> _SUPPLIED INFORMATION_
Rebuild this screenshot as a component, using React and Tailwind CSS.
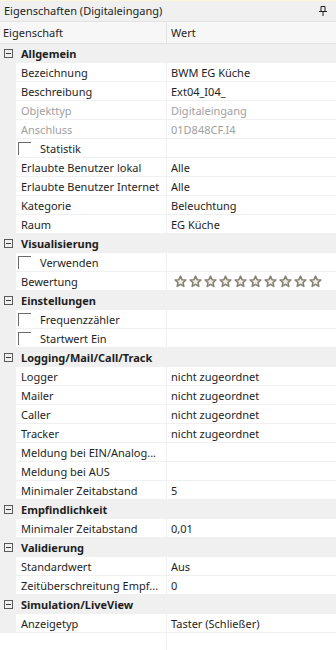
import React from 'react';

const F = { fontFamily: '"Noto Sans", "Open Sans", sans-serif' };

const sections = [
  {
    title: 'Allgemein',
    rows: [
      { name: 'Bezeichnung', value: 'BWM EG Küche' },
      { name: 'Beschreibung', value: 'Ext04_I04_' },
      { name: 'Objekttyp', value: 'Digitaleingang', disabled: true },
      { name: 'Anschluss', value: '01D848CF.I4', disabled: true },
      { name: 'Statistik', check: true },
      { name: 'Erlaubte Benutzer lokal', value: 'Alle' },
      { name: 'Erlaubte Benutzer Internet', value: 'Alle' },
      { name: 'Kategorie', value: 'Beleuchtung' },
      { name: 'Raum', value: 'EG Küche' },
    ],
  },
  {
    title: 'Visualisierung',
    rows: [
      { name: 'Verwenden', check: true },
      { name: 'Bewertung', stars: true },
    ],
  },
  {
    title: 'Einstellungen',
    rows: [
      { name: 'Frequenzzähler', check: true },
      { name: 'Startwert Ein', check: true },
    ],
  },
  {
    title: 'Logging/Mail/Call/Track',
    rows: [
      { name: 'Logger', value: 'nicht zugeordnet' },
      { name: 'Mailer', value: 'nicht zugeordnet' },
      { name: 'Caller', value: 'nicht zugeordnet' },
      { name: 'Tracker', value: 'nicht zugeordnet' },
      { name: 'Meldung bei EIN/Analog...', value: '' },
      { name: 'Meldung bei AUS', value: '' },
      { name: 'Minimaler Zeitabstand', value: '5' },
    ],
  },
  {
    title: 'Empfindlichkeit',
    rows: [{ name: 'Minimaler Zeitabstand', value: '0,01' }],
  },
  {
    title: 'Validierung',
    rows: [
      { name: 'Standardwert', value: 'Aus' },
      { name: 'Zeitüberschreitung Empf...', value: '0' },
    ],
  },
  {
    title: 'Simulation/LiveView',
    rows: [{ name: 'Anzeigetyp', value: 'Taster (Schließer)' }],
  },
];

function Star() {
  return (
    <svg width="13" height="13" viewBox="0 0 24 24" className="shrink-0">
      <polygon
        points="12,2 14.9,8.6 22,9.3 16.6,14 18.2,21 12,17.3 5.8,21 7.4,14 2,9.3 9.1,8.6"
        fill="#eeece4"
        stroke="#858174"
        strokeWidth="2.8"
        strokeLinejoin="round"
      />
    </svg>
  );
}

function Row({ row }) {
  const tone = row.disabled ? 'text-[#a0a0a0]' : 'text-[#1e1e1e]';
  return (
    <div className="flex h-[19px]">
      <div className="w-4 shrink-0 bg-[#f0f0f0]" />
      <div className="flex flex-1 border-b border-[#f0f0f0] bg-white">
        <div className="flex w-[151px] shrink-0 items-center overflow-hidden whitespace-nowrap border-r border-[#f0f0f0] pl-[5px]">
          {row.check ? (
            <>
              <span className="ml-[-3px] h-[13px] w-[13px] shrink-0 border-l border-t border-[#6b6b6b]" />
              <span className={`ml-[9px] ${tone}`}>{row.name}</span>
            </>
          ) : (
            <span className={tone}>{row.name}</span>
          )}
        </div>
        <div className="flex flex-1 items-center overflow-hidden whitespace-nowrap pl-[4px]">
          {row.stars ? (
            <div className="flex gap-[2px] pl-[3px]">
              {Array.from({ length: 10 }).map((_, i) => (
                <Star key={i} />
              ))}
            </div>
          ) : (
            <span className={tone}>{row.value}</span>
          )}
        </div>
      </div>
    </div>
  );
}

export default function App() {
  return (
    <div className="h-[650px] w-[336px] overflow-hidden bg-white text-[11px] leading-none" style={F}>
      {/* title */}
      <div className="flex h-[21px] items-center justify-between border-t border-[#fbf7d9] bg-[#f0f0f0] pb-[1px] pl-[4px] pr-[9px] text-[#1e1e1e]">
        <span>Eigenschaften (Digitaleingang)</span>
        <svg width="8" height="10" viewBox="0 0 8 10">
          <path d="M2 0.5h4v5H2z" fill="none" stroke="#1e1e1e" />
          <path d="M0 5.5h8M4 5.5V10" stroke="#1e1e1e" />
        </svg>
      </div>
      {/* header */}
      <div className="flex h-[23px] border-b border-t border-[#e3e3e3] bg-[#f7f7f7] text-[#1e1e1e]">
        <div className="flex w-[167px] items-center border-r border-[#e3e3e3] pl-[3px]">Eigenschaft</div>
        <div className="flex flex-1 items-center pl-[4px]">Wert</div>
      </div>
      {sections.map((s) => (
        <div key={s.title}>
          <div className="flex h-[19px] items-center bg-[#f0f0f0]">
            <span className="ml-[4px] flex h-[9px] w-[9px] items-center justify-center border border-[#5a5a5a]">
              <span className="h-px w-[5px] bg-[#3a3a3a]" />
            </span>
            <span className="ml-[8px] font-bold text-[#1e1e1e]">{s.title}</span>
          </div>
          {s.rows.map((r, i) => (
            <Row key={i} row={r} />
          ))}
        </div>
      ))}
      <div className="flex h-[40px]">
        <div className="w-[167px] border-r border-[#f0f0f0]" />
      </div>
    </div>
  );
}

> _WORK TO DO_
Locate all lines that include the word "React" and copy them out.

> _EXERCISE OUTPUT_
Rebuild this screenshot as a component, using React and Tailwind CSS.
import React from 'react';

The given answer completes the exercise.